Minimum wage rises in 19 states & DC, but only some win fight for $15/hour

Minimum wage rises in 19 states & DC, but only some win fight for $15/hour

Nearly 12 million American workers ‒ mostly in California and New York ‒ will get pay raises on New Year’s Day, thanks to rising minimum wages in 19 states and in cities and counties. The $15 an hour will only apply to some workers in Seattle, Washington.

The highest statewide minimum wage in the country will be $11, in Massachusetts and Washington. The pay floor in the District of Columbia will top that, though, rising by a dollar to $12.50.

Some states, such as New York and California, are taking a regional, rather than one-size-fits-all approach, to pay. Wages in New York City will rise based on industry from between $9 and $10.50 to $10.50-$12, while workers in the Big Apple’s close-in suburbs will see an increase to $10. Wages in the rest of the state will rise to $9.70. In Silicon Valley’s Mountain View (where Google is headquartered) and Sunnyvale (Yahoo’s home), the minimum wage will rise from $11 to $13.

“This $1.50 increase, I cannot even comprehend or tell you how important this will be,” Alvin Major, a New York City fast-food worker, told AP. “The price of food has gone up. Rent has gone up. Everything has gone up... This will make a difference for so many people.”

Overall, California is raising its minimum wage to $10.50, but only for large businesses. It will remain at $10 for companies with 25 or fewer employees. The increase will still affect 1.7 million people in the Golden State, according to the Wall Street Journal.

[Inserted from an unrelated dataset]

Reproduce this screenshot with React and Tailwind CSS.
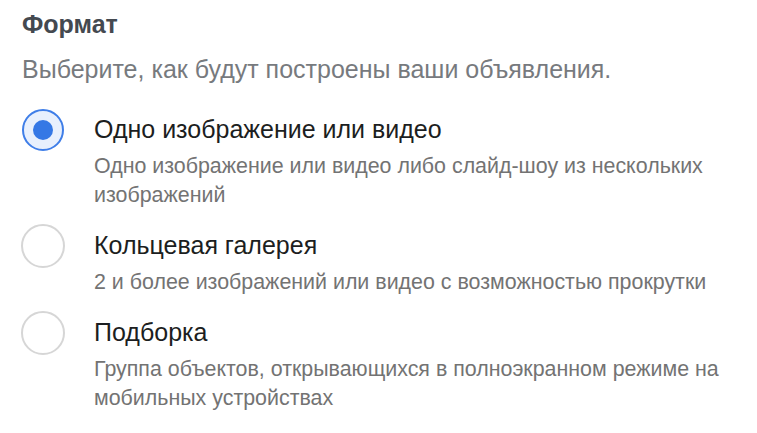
import React, { useState } from 'react';

const options = [
  {
    id: 'single',
    title: 'Одно изображение или видео',
    description: 'Одно изображение или видео либо слайд-шоу из нескольких изображений',
  },
  {
    id: 'carousel',
    title: 'Кольцевая галерея',
    description: '2 и более изображений или видео с возможностью прокрутки',
  },
  {
    id: 'collection',
    title: 'Подборка',
    description: 'Группа объектов, открывающихся в полноэкранном режиме на мобильных устройствах',
  },
];

const Radio = ({ checked }) => (
  <div className="w-11 h-11 shrink-0 flex items-center justify-center">
    {checked ? (
      <div className="w-[42px] h-[42px] rounded-full border-2 border-[#3f7ee8] bg-[#e8f0fd] flex items-center justify-center">
        <div className="w-[20px] h-[20px] rounded-full bg-[#3578e5]" />
      </div>
    ) : (
      <div className="w-11 h-11 rounded-full border-2 border-[#d6d6d6] bg-white" />
    )}
  </div>
);

const App = () => {
  const [format, setFormat] = useState('single');

  return (
    <div
      className="w-[757px] h-[433px] bg-white pl-[21px] pr-[22px] pt-[9px] overflow-hidden"
      style={{ fontFamily: '"Liberation Sans", Arial, sans-serif' }}
    >
      <h2 className="text-[25px] leading-[30px] font-bold text-[#444950] pl-px">Формат</h2>
      <p className="mt-[15px] text-[25px] leading-[30px] text-[#777a7e] pl-px">
        Выберите, как будут построены ваши объявления.
      </p>

      <div className="mt-[24px] flex flex-col gap-[14px]">
        {options.map((opt) => (
          <div
            key={opt.id}
            className="flex items-start gap-[29px] cursor-pointer"
            onClick={() => setFormat(opt.id)}
          >
            <Radio checked={format === opt.id} />
            <div className="pt-[6px] flex-1">
              <div className="text-[25px] leading-[30px] text-[#1c1e21]">{opt.title}</div>
              <div className="mt-[8px] text-[21.4px] leading-[29px] text-[#737373]">{opt.description}</div>
            </div>
          </div>
        ))}
      </div>
    </div>
  );
};

export default App;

On New Year’s Day, Seattle, Washington will become the first municipality to hit the vaunted $15 an hour goal, but only at large businesses with more than 501 employees that don’t offer medical benefits.

RT

The federal minimum wage last rose in 2009 to $7.25, and the fight for a $15 minimum wage was an issue on the campaign trail both locally and nationally. While Democratic presidential candidate Bernie Sanders was the only one from a major political party to voice full support for more than doubling the current federal pay floor, Republican Donald Trump said he could support a $10 minimum wage in July ‒ sort of. During a primary debate last November, he had said wages in the US were “too high.”

“Some of what Trump tapped into was people wanting to be paid more,” David Cooper, an analyst at the Economic Policy Institute, a left-leaning think tank, told the WSJ. “Voting for a minimum-wage increase is one of the ways to make that happen for a lot people.”

READ MORE: 'Trump should start by raising the US minimum wage' - Ralph Nader

Voters in Arizona, Colorado, Maine and Washington approved a rise in pay during the 2016 election campaign. The minimum wage increase is being challenged in court in Arizona, as well as in Arkansas, Michigan and Ohio, AP reported.

Trump will “open up jobs on the infrastructure side of things ‒ building bridges, walls, roads,” Thomas Grady, an operation manager at a fabrication shop who voted for both Trump and Arizona’s higher minimum wage, told the WSJ. “Entry-level fast-food workers will be able to step up into those better-paying jobs, and then you’d see others without work fill the void in the entry-level jobs.”

If Arizona’s increase isn’t overturned, the state will have the biggest jump in wages in the country, going from $8.05 to $10.00, or a 19.5 percent pay raise, and it will affect nearly 12 percent of working Arizonans. So far, the state Supreme Court has said it will not stop the law from going into effect, but must still decide whether to hear the case in February, according to the WSJ.

Wages are automatically rising in seven states (Alaska, Florida, Missouri, Montana, New Jersey, Ohio and South Dakota) based on indexing.